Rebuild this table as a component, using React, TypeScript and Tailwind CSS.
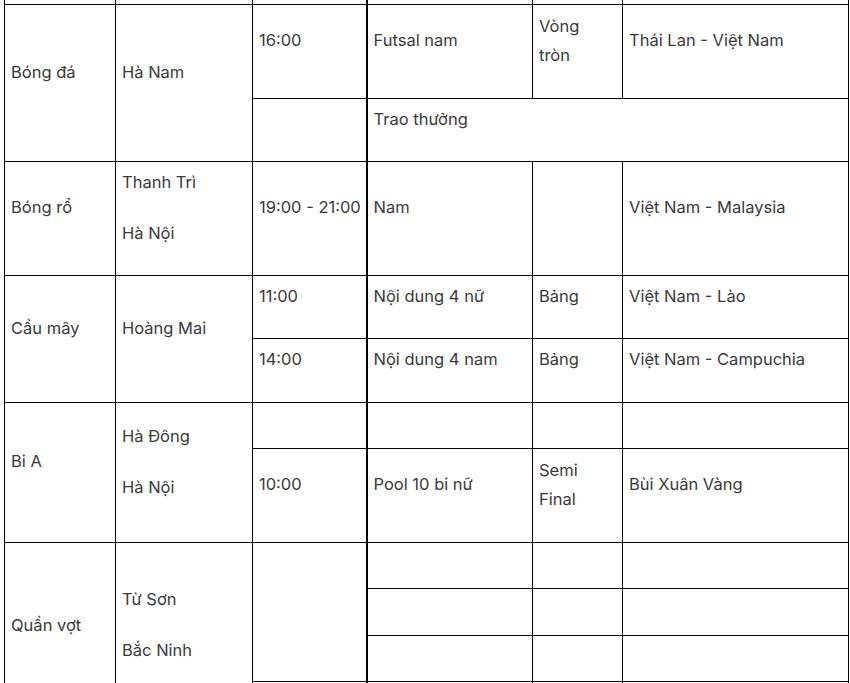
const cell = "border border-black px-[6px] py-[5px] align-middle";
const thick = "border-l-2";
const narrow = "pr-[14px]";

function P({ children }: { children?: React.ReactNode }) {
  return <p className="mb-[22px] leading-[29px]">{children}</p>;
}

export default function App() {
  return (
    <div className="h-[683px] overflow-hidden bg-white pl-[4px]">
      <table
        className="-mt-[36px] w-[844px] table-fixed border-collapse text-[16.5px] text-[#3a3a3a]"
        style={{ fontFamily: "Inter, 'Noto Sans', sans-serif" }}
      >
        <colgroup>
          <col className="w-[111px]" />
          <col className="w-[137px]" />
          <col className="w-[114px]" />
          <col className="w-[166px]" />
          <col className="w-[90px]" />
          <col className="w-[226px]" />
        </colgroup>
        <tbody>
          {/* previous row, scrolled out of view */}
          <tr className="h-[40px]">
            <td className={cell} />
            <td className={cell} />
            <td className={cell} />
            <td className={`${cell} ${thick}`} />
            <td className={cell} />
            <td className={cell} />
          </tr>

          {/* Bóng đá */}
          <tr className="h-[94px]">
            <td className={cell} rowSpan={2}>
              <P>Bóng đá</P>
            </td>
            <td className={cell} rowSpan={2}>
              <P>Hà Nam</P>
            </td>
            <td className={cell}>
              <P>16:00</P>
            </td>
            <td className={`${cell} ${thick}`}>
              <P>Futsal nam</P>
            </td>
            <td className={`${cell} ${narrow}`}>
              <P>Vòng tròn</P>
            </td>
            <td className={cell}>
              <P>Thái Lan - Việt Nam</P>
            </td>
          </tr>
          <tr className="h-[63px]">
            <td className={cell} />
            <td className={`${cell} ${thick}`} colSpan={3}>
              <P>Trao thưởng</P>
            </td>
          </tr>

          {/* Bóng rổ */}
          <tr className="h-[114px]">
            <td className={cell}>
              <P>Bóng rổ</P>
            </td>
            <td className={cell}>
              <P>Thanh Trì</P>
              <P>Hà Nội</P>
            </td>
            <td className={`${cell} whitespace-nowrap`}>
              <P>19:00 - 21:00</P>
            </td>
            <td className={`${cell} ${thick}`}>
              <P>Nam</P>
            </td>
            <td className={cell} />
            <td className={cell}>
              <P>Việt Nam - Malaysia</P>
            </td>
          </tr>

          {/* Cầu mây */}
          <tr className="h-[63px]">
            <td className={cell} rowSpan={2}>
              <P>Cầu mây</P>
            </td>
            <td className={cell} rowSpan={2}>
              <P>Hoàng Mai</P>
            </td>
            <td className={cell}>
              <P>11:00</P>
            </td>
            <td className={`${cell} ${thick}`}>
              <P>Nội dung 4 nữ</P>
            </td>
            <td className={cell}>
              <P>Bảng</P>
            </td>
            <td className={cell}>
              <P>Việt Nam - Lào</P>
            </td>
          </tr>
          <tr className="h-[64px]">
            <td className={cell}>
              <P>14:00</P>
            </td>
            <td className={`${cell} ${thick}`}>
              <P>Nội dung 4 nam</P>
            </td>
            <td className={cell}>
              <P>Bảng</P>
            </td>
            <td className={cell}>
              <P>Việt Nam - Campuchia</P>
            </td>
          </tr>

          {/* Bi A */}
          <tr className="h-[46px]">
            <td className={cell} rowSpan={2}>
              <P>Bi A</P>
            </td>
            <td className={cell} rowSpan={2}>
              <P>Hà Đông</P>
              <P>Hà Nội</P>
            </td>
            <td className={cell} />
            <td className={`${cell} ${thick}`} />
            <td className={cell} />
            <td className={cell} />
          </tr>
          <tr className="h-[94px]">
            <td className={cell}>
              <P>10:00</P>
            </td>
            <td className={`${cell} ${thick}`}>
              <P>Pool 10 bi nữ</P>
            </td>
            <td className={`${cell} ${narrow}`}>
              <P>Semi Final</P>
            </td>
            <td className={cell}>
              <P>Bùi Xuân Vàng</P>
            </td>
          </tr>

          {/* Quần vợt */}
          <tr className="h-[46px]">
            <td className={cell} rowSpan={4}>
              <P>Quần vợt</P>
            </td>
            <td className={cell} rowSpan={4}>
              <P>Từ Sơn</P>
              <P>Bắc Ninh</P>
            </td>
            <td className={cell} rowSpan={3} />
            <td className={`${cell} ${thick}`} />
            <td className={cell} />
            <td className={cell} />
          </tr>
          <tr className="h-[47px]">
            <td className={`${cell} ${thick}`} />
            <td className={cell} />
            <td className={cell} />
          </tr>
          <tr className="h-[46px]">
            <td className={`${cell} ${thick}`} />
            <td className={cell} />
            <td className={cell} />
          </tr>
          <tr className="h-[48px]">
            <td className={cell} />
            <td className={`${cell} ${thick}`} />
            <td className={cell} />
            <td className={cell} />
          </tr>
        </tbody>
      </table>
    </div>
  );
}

########################################

WRITTEN REQUEST:
All the lines above are to be reproduced exactly, except the pictures.

RIGHT ANSWER:
Rebuild this table as a component, using React, TypeScript and Tailwind CSS.
const cell = "border border-black px-[6px] py-[5px] align-middle";
const thick = "border-l-2";
const narrow = "pr-[14px]";

function P({ children }: { children?: React.ReactNode }) {
  return <p className="mb-[22px] leading-[29px]">{children}</p>;
}

export default function App() {
  return (
    <div className="h-[683px] overflow-hidden bg-white pl-[4px]">
      <table
        className="-mt-[36px] w-[844px] table-fixed border-collapse text-[16.5px] text-[#3a3a3a]"
        style={{ fontFamily: "Inter, 'Noto Sans', sans-serif" }}
      >
        <colgroup>
          <col className="w-[111px]" />
          <col className="w-[137px]" />
          <col className="w-[114px]" />
          <col className="w-[166px]" />
          <col className="w-[90px]" />
          <col className="w-[226px]" />
        </colgroup>
        <tbody>
          {/* previous row, scrolled out of view */}
          <tr className="h-[40px]">
            <td className={cell} />
            <td className={cell} />
            <td className={cell} />
            <td className={`${cell} ${thick}`} />
            <td className={cell} />
            <td className={cell} />
          </tr>

          {/* Bóng đá */}
          <tr className="h-[94px]">
            <td className={cell} rowSpan={2}>
              <P>Bóng đá</P>
            </td>
            <td className={cell} rowSpan={2}>
              <P>Hà Nam</P>
            </td>
            <td className={cell}>
              <P>16:00</P>
            </td>
            <td className={`${cell} ${thick}`}>
              <P>Futsal nam</P>
            </td>
            <td className={`${cell} ${narrow}`}>
              <P>Vòng tròn</P>
            </td>
            <td className={cell}>
              <P>Thái Lan - Việt Nam</P>
            </td>
          </tr>
          <tr className="h-[63px]">
            <td className={cell} />
            <td className={`${cell} ${thick}`} colSpan={3}>
              <P>Trao thưởng</P>
            </td>
          </tr>

          {/* Bóng rổ */}
          <tr className="h-[114px]">
            <td className={cell}>
              <P>Bóng rổ</P>
            </td>
            <td className={cell}>
              <P>Thanh Trì</P>
              <P>Hà Nội</P>
            </td>
            <td className={`${cell} whitespace-nowrap`}>
              <P>19:00 - 21:00</P>
            </td>
            <td className={`${cell} ${thick}`}>
              <P>Nam</P>
            </td>
            <td className={cell} />
            <td className={cell}>
              <P>Việt Nam - Malaysia</P>
            </td>
          </tr>

          {/* Cầu mây */}
          <tr className="h-[63px]">
            <td className={cell} rowSpan={2}>
              <P>Cầu mây</P>
            </td>
            <td className={cell} rowSpan={2}>
              <P>Hoàng Mai</P>
            </td>
            <td className={cell}>
              <P>11:00</P>
            </td>
            <td className={`${cell} ${thick}`}>
              <P>Nội dung 4 nữ</P>
            </td>
            <td className={cell}>
              <P>Bảng</P>
            </td>
            <td className={cell}>
              <P>Việt Nam - Lào</P>
            </td>
          </tr>
          <tr className="h-[64px]">
            <td className={cell}>
              <P>14:00</P>
            </td>
            <td className={`${cell} ${thick}`}>
              <P>Nội dung 4 nam</P>
            </td>
            <td className={cell}>
              <P>Bảng</P>
            </td>
            <td className={cell}>
              <P>Việt Nam - Campuchia</P>
            </td>
          </tr>

          {/* Bi A */}
          <tr className="h-[46px]">
            <td className={cell} rowSpan={2}>
              <P>Bi A</P>
            </td>
            <td className={cell} rowSpan={2}>
              <P>Hà Đông</P>
              <P>Hà Nội</P>
            </td>
            <td className={cell} />
            <td className={`${cell} ${thick}`} />
            <td className={cell} />
            <td className={cell} />
          </tr>
          <tr className="h-[94px]">
            <td className={cell}>
              <P>10:00</P>
            </td>
            <td className={`${cell} ${thick}`}>
              <P>Pool 10 bi nữ</P>
            </td>
            <td className={`${cell} ${narrow}`}>
              <P>Semi Final</P>
            </td>
            <td className={cell}>
              <P>Bùi Xuân Vàng</P>
            </td>
          </tr>

          {/* Quần vợt */}
          <tr className="h-[46px]">
            <td className={cell} rowSpan={4}>
              <P>Quần vợt</P>
            </td>
            <td className={cell} rowSpan={4}>
              <P>Từ Sơn</P>
              <P>Bắc Ninh</P>
            </td>
            <td className={cell} rowSpan={3} />
            <td className={`${cell} ${thick}`} />
            <td className={cell} />
            <td className={cell} />
          </tr>
          <tr className="h-[47px]">
            <td className={`${cell} ${thick}`} />
            <td className={cell} />
            <td className={cell} />
          </tr>
          <tr className="h-[46px]">
            <td className={`${cell} ${thick}`} />
            <td className={cell} />
            <td className={cell} />
          </tr>
          <tr className="h-[48px]">
            <td className={cell} />
            <td className={`${cell} ${thick}`} />
            <td className={cell} />
            <td className={cell} />
          </tr>
        </tbody>
      </table>
    </div>
  );
}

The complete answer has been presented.